Our usually reliable weather models are missing crucial data with a lack of upper air data and buoys where this system is developing. The farther north the hurricane hunters find the center of circulation, the better chance of a Florida storm. The farther south, the better chance of a Texas storm. One thing we do know is that our rain coverage will increase this weekend with many areas easily receiving 1-2" with locally heavier amounts. The drier of the two days will be Saturday. Be safe and check back with us throughout the weekend!

Thursday, June 21, 2012

Meteorological Menace Churns in the Gulf

The hurricane hunters are flying into a system near the Yucatan Peninsula on our Friday and it is looking more likely it will be named Debby. But it may not be named until later in the weekend or early next week. Its circulation is right near land and there is plenty of shear on its north side ripping apart its 60,000 foot thunderstorm tops. This lack of organization and slow development favors a westward track next week toward Texas.

This tropical system is so large it will still impact us over the next few days with a good deal of clouds. The good news the storm track would keep the heaviest rain south and west of us this weekend but we will see an increase in rain showers on Sunday into the first part of Monday. So keep the Saturday plans, but have a plan B on Sunday.

Saturday, June 9, 2012

Great Drought of 2010-2012 is Breaking! Flood Concerns Rise

This picture tells the story. I want to thank my Dad for sending these pictures in from Mandarin! Rentention ponds that were turning into beach front property or disappearing altogether are filling up quickly! Here is a shot two weeks ago before Jacksonville's only May tropical storm Beryl made landfall.

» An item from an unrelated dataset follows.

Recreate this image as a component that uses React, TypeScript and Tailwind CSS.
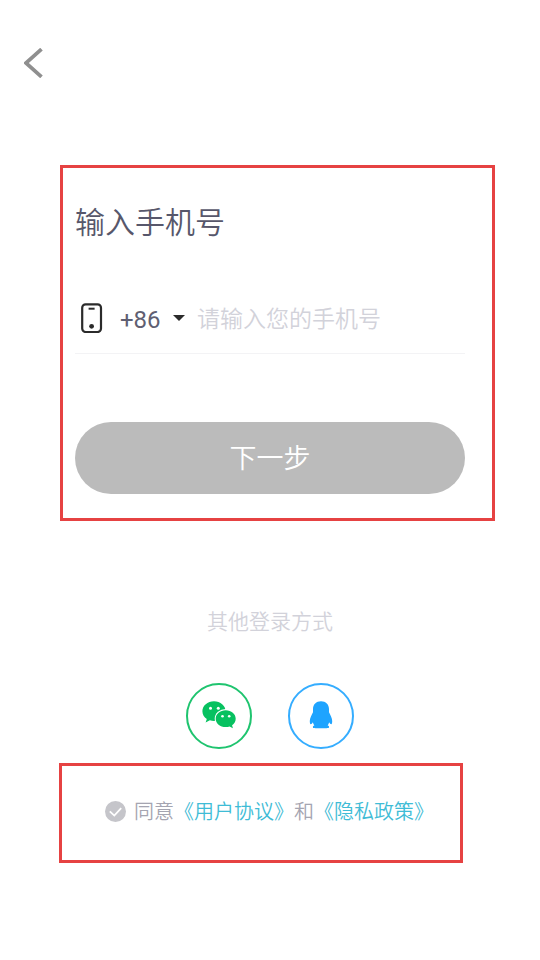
import type { ReactNode } from "react";

function BackIcon() {
  return (
    <svg viewBox="0 0 20 30" className="w-5 h-[30px]" fill="none" stroke="#8f8f8f" strokeWidth="3.8">
      <path d="M17.500 1.200 1.900 15 17.500 28.800" />
    </svg>
  );
}

function PhoneIcon() {
  return (
    <svg viewBox="0 0 22 30" className="w-[22px] h-[30px] shrink-0" fill="none" stroke="#2b2b2b">
      <rect x="1.200" y="1.400" width="18.800" height="27.600" rx="3.400" strokeWidth="2.200" />
      <path d="M7.600 5.700h6" strokeWidth="2" />
      <circle cx="10.600" cy="23.300" r="2.400" fill="#2b2b2b" stroke="none" />
    </svg>
  );
}

function WechatIcon() {
  return (
    <svg viewBox="0 0 34 28" className="w-[34px] h-7">
      <path
        fill="#07c160"
        d="M12 .2C5.600.2.400 4.600.4 10.200c0 3.200 1.700 6 4.400 7.800l-1.200 3.400 4.300-2.100c1.300.4 2.700.6 4.100.6 6.400 0 11.600-4.200 11.600-9.700S18.400.2 12 .2z"
      />
      <ellipse cx="23.700" cy="17.700" rx="11" ry="9.700" fill="#fff" />
      <path
        fill="#07c160"
        d="M23.700 9.300c-5.600 0-10 3.700-10 8.400s4.400 8.400 10 8.400c1.400 0 2.700-.2 3.900-.6l3.300 1.800-.8-3c2.200-1.600 3.600-3.900 3.600-6.600 0-4.700-4.400-8.400-10-8.400z"
      />
      <g fill="#fff">
        <circle cx="8.500" cy="7.200" r="1.500" />
        <circle cx="16.300" cy="7.200" r="1.500" />
        <circle cx="20.500" cy="15.200" r="1.300" />
        <circle cx="27.200" cy="15.200" r="1.300" />
      </g>
    </svg>
  );
}

function QqIcon() {
  return (
    <svg viewBox="0 0 24 28" className="w-6 h-7" fill="#1ea4ff">
      <path d="M12 .2C7.200.2 4 3.500 4 8v3.200C2.800 13.500.8 17.200.8 20c0 1.700.3 3.200.9 3.200.7 0 1.500-.8 2.200-2 .4 1.500.700 2.200 1.500 3.100-1.100.5-1.500 1.200-1.500 1.800 0 .8.700 1.200 2.700 1.200h10.800c2 0 2.700-.4 2.700-1.200 0-.6-.4-1.300-1.500-1.800.8-.9 1.100-1.600 1.500-3.100.7 1.200 1.500 2 2.200 2 .6 0 .9-1.500.9-3.200 0-2.800-2-6.500-3.200-8.800V8C20 3.500 16.800.2 12 .2z" />
    </svg>
  );
}

function SocialButton({ label, color, children }: { label: string; color: string; children: ReactNode }) {
  return (
    <button
      type="button"
      aria-label={label}
      className={`flex items-center justify-center size-[66px] rounded-full border-2 pb-[3px] ${color}`}
    >
      {children}
    </button>
  );
}

export default function App() {
  return (
    <div className="min-h-screen bg-white pb-24 font-[350] font-['Noto_Sans_CJK_SC',sans-serif]">
      <header className="flex px-6 pt-12">
        <button type="button" aria-label="返回">
          <BackIcon />
        </button>
      </header>

      <main>
        {/* Phone form */}
        <form className="mt-[87px] ml-[60px] mr-[45px] border-3 border-[#e64242] pt-8 pr-[27px] pb-6 pl-3">
          <h1 className="text-[30px] leading-10 text-[#57576b]">输入手机号</h1>

          <div className="mt-[43px] flex h-[71px] items-center border-b border-[#f3f3f5] pl-[6px]">
            <PhoneIcon />
            <div className="relative ml-[17px] w-[65px] shrink-0">
              <select
                aria-label="国家区号"
                className="block w-full appearance-none bg-transparent pt-[3px] text-[24px] leading-8 font-normal font-['Roboto',sans-serif] text-[#5f5f72]"
              >
                <option>+86</option>
              </select>
              <svg viewBox="0 0 12 6" className="pointer-events-none absolute right-0 top-[14px] w-3 h-[6px]" fill="#2b2b2b">
                <path d="M0 0h12L6 6z" />
              </svg>
            </div>
            <input
              type="tel"
              aria-label="手机号"
              placeholder="请输入您的手机号"
              className="ml-3 h-10 min-w-0 flex-1 bg-transparent pb-[2px] text-[23px] text-[#57576b] outline-none placeholder:text-[#d2d2da]"
            />
          </div>

          <button type="button" className="mt-[68px] h-[72px] w-full rounded-full bg-[#bbbbbb] pb-[2px] text-[27px] text-white">
            下一步
          </button>
        </form>

        {/* Other ways to sign in */}
        <section className="mt-[84px]">
          <h2 className="text-center text-[21px] leading-[30px] text-[#d2d2da]">其他登录方式</h2>
          <div className="mt-12 flex justify-center gap-9">
            <SocialButton label="微信登录" color="border-[#1fc46f]">
              <WechatIcon />
            </SocialButton>
            <SocialButton label="QQ登录" color="border-[#35adff]">
              <QqIcon />
            </SocialButton>
          </div>
        </section>

        {/* Agreement */}
        <div className="mt-[14px] ml-[59px] mr-[77px] flex items-center border-3 border-[#e64242] pt-[29px] pb-[33px] pl-[43px] text-[20px] leading-8 text-[#a5a5b1]">
          <span className="relative mr-2 flex shrink-0">
            <input
              id="agree"
              type="checkbox"
              defaultChecked
              className="size-[21px] appearance-none rounded-full bg-[#c5c5ca]"
            />
            <svg
              viewBox="0 0 21 21"
              className="pointer-events-none absolute inset-0"
              fill="none"
              stroke="#fff"
              strokeWidth="1.8"
            >
              <path d="M4.800 10.400 9.300 14.600 16.200 7.200" />
            </svg>
          </span>
          <p className="whitespace-nowrap">
            <label htmlFor="agree">同意</label>
            <a href="#terms" className="text-[#3fbcd6]">《用户协议》</a>
            和
            <a href="#privacy" className="text-[#3fbcd6]">《隐私政策》</a>
          </p>
        </div>
      </main>
    </div>
  );
}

Now check this out! Only 12 days later I may have to tell my parents to build an ark in the near future. This after another week of heavy rain that pounded the area thanks to a stalled front and a global weather pattern change we call EL NINO! The earth-climate system is reacting to massive warming of the Pacific Ocean and it is seeking equilibrium by shaking up the weather all around the globe. Simply amazing. The developing El Nino has helped energize the subtropical jet stream which helped develop Beryl. You combine this with a relentless tropical flow we can trace back to the rain forests of Central America and voila! It is beginning to look and feel like a rain forest out there.

Be careful what you wish and pray for. This is only the beginning and things may not settle down until next Spring. Indications are this El Nino pattern is here to stay for at least the next 9 months. This will increase flooding, severe weather including tornadoes and based on the latest long-range maps even freezes.

In our e-hurricane guide you can download at I even discussed an increased chance of tropical storms and hurricanes for Florida even though there are expected to be less named storms in the Atlantic Basin as a whole. Keep your guard up, we are already off to the busiest start since 1908. We were lucky this past winter but this coming up winter could be another cold one here on the First Coast. Are you ready for some weather? Let's take a look at the rainfall totals everybody has been asking for.

Talk about a turn-around! Orange Park-Fleming Island and Mandarin have several reports close to 18" of rain. Over an entire summer these areas average about 21". To put it in perspective this is a seasons worth of rain in just under 2 weeks. St. Augustine and the beach has done very well, including Jacksonville Beach which has had 10.9" of rain. Jacksonville airport where our official records are kept has one of the lowest totals by far with just under 7" of rain. As a result for the year we are still considered in a rainfall deficit of just under an inch. But I think it is safe to say that the great drought of 2010-12 is all but over. This morning for River Day some of the boats couldn't make it to where they needed to go because they could not get under the bridge at the Julington Creek marina!

It is nice to see our Georgia friends doing well and reaping the rewards of close to 10" of rain in St. Marys and Brunswick and 7" in Folkston. The Okefenokee has done well with gator gushers tallying between 7 to 9" where a raging fire was still burning this time last year. What a difference a year makes.

This map I am most excited about! Our aquifers are doing much better with over a foot of rain in Keystone with even more in Melrose. Area lakes are up about a foot! Wooohooo!

Last but not least folks from Palatka over to St. Johns and Flagler County are dancing in the streets. These areas were choking on smoke this time last year and this is the heaviest bout of rain in three years! Lawns are turning the darkest green residents have seen in a long time! So please turn off the sprinklers.

We are not done yet! The same front that has stalled over us all week is moving back north and you combine this with the rain forest express and we can expect more heavy downpours on our Saturday. Areas shaded in purple which includes the beaches and the I-95 corridor could pick up in excess of 2 inches. We will have two batches of heavy rain with the second one moving through during the evening hours. Please be careful of flooding and ponding of water on the roadways. It simply will not take much for us to flood with our saturated ground.

Make sure to tune in for your only Live Doppler Radar. I do have good news which includes a drier Sunday and Monday as our relentless front moves north. It will not be totally dry but expect more dry hours! We will take it. It is hard to believe our weather team is now receiving e-mails from folks upset about all this rain. How times have changed! Stay safe, remember I am just the messenger and God bless!